A packed audience gave it an ovation, either determined that music should have the last word, or unaware of the momentous link. If anybody on stage felt the rush of contradictory emotions, they were not giving much away. Yuri Temirkanov appeared to glare back witheringly and passed his bouquet to the principal flautist; but he looks like that most of the time, and he went on to conduct Elgar's "Nimrod" as a whopping English icon of an encore.

Strong mixed emotion is this symphony's essence. By the time Shostakovich wrote the final minutes there had been a Russian victory near Moscow, but Leningrad was still tied down. The music surges towards one of his double-takes on triumphalism; jubilant brass narrowly prevails over wailing harmonies and jackbooted rhythms. Sometimes this sort of ending is a coded message about the falsity of official Soviet optimism, but in the "Leningrad" Symphony it sounds urgent and hard-won.

The St Petersburgers' performance saved its full splendour for this finale, the most cogent and powerful part of the work though not necessarily the loudest or most memorable. Near the start, the invaders march in to a repetitive, deliberately maddening crescendo. It can be an episode of high drama; here, it was mechanically near-perfect but short of firepower, carried by the weight of string tone (34 violins!) rather than its intensity.

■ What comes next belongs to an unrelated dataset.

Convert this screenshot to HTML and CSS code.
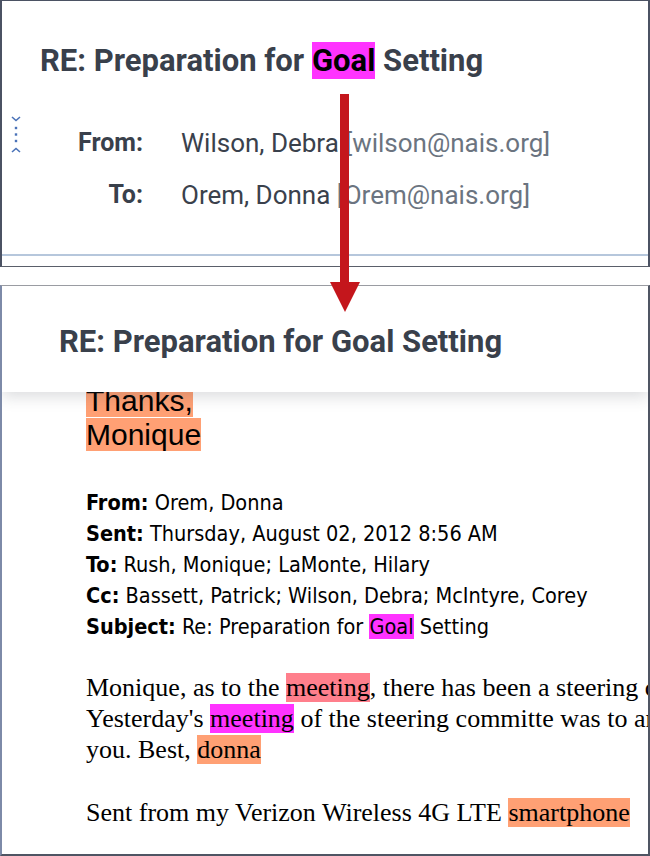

The high point of these earlier stages was the unearthly stillness after the battle, a solo bassoon singing out in vast spans of melody.

Before the symphony, the orchestra played Nikolai Roslavets' Hours of the New Moon, an elaborately scored and luxuriant piece from 1912 by one of the Moscow radicals of the day. Superficially dependent on sounds from Debussy's La Mer and Scriabin's Poem of Ecstasy, it veered alarmingly between ravishing, luminous colours and a muddy opacity. Unlike its models it lacked definition in its material and overall form, and the end, a half-hearted cut-off, fell between several stools. Even these virtuoso players couldn't give it much shape or clarity - not a patch on what Roslavets' Finnish contemporaries were up to, just over the border.

As for "Nimrod", the performance was a revelation. Fluent and ardent, it emerged with ease and virtually in a single phrase from the massed strings. For the first time in my experience the music had not a trace of either the stiff upper lip or the clenched jaw. Until recently English musicians were supposed to hold a special key to its expressive world, but playing like this suggests they have barely turned the lock.